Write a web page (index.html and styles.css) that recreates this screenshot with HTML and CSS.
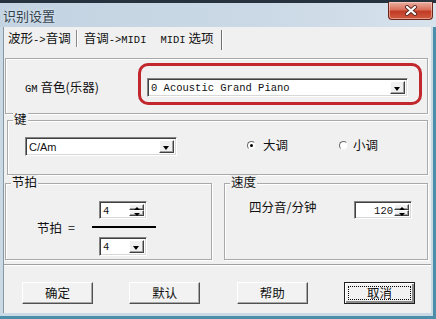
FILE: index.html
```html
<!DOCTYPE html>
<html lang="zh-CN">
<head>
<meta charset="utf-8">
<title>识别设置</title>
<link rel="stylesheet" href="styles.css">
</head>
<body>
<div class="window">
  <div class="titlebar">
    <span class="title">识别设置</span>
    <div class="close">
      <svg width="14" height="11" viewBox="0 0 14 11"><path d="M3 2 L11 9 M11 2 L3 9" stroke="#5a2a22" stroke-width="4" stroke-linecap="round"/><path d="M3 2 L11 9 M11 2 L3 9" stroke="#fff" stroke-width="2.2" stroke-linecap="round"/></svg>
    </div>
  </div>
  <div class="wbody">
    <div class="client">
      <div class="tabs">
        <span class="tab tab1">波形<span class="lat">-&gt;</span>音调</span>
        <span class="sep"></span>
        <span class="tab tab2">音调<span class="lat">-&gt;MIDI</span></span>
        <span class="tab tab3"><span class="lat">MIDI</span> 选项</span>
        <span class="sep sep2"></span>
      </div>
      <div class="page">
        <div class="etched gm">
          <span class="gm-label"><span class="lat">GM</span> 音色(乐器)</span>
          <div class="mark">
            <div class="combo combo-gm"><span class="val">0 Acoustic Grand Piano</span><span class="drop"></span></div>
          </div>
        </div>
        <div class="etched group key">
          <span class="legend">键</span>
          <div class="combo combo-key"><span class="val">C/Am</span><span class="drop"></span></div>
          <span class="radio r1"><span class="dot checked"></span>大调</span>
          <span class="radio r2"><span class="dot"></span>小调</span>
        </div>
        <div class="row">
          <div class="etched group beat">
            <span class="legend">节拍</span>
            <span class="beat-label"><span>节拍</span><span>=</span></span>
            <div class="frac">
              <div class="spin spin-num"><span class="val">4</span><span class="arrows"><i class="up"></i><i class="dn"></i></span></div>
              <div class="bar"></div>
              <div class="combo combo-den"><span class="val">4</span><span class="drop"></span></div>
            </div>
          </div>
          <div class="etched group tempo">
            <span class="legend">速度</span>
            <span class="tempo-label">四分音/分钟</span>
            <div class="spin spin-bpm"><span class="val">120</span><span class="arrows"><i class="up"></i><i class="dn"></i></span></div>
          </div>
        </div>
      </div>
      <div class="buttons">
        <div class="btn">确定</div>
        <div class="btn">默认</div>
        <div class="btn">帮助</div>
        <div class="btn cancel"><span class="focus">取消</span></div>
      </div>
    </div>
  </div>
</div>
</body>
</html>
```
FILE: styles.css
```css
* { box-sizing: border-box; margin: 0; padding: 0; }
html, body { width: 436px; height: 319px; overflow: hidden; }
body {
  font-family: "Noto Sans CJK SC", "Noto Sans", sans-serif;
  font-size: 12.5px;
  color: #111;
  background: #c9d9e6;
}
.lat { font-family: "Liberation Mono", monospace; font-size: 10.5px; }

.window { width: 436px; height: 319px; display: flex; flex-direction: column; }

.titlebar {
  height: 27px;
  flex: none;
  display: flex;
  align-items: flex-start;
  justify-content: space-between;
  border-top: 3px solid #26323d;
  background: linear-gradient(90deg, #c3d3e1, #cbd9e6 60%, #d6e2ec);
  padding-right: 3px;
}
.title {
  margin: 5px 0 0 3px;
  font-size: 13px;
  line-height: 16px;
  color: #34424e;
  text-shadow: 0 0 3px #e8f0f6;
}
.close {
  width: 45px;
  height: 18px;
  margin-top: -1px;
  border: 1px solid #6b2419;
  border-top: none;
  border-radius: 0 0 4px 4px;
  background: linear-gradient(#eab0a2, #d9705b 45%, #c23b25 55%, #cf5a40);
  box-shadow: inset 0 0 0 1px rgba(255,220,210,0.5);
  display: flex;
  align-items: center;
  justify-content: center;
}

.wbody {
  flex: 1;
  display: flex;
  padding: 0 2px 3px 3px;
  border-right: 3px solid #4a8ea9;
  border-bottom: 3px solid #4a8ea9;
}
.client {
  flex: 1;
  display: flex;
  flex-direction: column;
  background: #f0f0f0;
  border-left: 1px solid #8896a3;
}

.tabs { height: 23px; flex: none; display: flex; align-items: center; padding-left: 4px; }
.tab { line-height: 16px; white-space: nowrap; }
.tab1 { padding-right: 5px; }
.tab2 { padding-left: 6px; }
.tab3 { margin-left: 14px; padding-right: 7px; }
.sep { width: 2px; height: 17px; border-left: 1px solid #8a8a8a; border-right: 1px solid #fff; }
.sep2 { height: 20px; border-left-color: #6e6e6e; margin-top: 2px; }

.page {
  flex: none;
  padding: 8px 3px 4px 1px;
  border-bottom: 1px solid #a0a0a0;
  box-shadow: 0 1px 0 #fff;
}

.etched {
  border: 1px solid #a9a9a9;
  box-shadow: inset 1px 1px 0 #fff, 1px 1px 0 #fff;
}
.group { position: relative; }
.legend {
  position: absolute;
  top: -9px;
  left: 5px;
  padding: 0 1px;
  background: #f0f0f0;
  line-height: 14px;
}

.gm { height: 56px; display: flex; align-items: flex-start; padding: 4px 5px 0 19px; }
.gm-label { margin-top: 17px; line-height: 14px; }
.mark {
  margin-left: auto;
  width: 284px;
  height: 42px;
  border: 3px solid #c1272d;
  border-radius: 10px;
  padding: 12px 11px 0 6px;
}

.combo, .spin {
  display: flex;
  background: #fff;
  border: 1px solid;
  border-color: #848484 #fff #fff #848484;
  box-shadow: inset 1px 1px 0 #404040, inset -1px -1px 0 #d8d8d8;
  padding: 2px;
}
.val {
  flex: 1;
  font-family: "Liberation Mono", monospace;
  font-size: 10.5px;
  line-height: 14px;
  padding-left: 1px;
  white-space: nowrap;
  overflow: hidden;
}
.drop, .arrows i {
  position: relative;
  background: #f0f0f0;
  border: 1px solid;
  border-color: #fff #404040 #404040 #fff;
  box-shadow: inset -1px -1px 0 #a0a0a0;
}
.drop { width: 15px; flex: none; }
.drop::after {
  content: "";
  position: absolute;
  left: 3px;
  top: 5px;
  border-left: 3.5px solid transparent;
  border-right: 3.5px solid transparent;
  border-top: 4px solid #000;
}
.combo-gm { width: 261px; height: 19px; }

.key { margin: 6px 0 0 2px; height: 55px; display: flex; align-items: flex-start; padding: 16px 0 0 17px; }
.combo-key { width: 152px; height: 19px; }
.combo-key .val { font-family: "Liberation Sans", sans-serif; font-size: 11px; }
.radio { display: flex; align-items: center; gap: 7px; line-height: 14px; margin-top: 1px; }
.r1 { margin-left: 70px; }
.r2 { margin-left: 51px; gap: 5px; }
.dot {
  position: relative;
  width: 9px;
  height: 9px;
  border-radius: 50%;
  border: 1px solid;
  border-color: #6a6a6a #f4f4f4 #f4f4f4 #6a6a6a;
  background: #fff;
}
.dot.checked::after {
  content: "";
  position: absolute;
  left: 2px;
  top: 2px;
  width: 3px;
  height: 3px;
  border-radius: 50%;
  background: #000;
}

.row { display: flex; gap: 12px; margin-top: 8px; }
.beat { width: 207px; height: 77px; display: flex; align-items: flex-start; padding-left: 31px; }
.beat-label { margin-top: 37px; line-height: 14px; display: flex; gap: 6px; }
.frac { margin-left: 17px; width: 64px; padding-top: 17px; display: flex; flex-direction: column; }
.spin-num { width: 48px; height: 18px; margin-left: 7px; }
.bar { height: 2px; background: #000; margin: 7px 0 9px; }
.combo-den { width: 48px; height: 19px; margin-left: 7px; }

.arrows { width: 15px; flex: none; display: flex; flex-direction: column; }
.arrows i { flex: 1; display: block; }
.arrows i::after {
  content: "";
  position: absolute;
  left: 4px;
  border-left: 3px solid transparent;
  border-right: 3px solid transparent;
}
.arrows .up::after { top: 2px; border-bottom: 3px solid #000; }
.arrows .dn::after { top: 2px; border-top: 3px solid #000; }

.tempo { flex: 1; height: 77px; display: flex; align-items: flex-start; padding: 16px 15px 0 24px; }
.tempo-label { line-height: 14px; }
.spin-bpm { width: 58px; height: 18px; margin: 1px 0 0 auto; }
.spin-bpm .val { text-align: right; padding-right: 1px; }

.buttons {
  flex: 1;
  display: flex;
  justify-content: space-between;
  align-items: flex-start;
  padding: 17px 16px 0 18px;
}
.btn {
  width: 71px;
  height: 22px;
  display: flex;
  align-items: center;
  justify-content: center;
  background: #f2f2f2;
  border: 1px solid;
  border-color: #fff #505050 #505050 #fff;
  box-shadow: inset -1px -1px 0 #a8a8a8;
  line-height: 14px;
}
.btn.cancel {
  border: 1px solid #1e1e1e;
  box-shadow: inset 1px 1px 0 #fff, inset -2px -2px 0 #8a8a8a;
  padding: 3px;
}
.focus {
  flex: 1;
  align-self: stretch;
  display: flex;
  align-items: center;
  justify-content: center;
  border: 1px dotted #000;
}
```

--

STATED TASK :: Identify every line above with the string "index" in it. Copy those lines.

EXPECTED ANSWER ::
Write a web page (index.html and styles.css) that recreates this screenshot with HTML and CSS.
FILE: index.html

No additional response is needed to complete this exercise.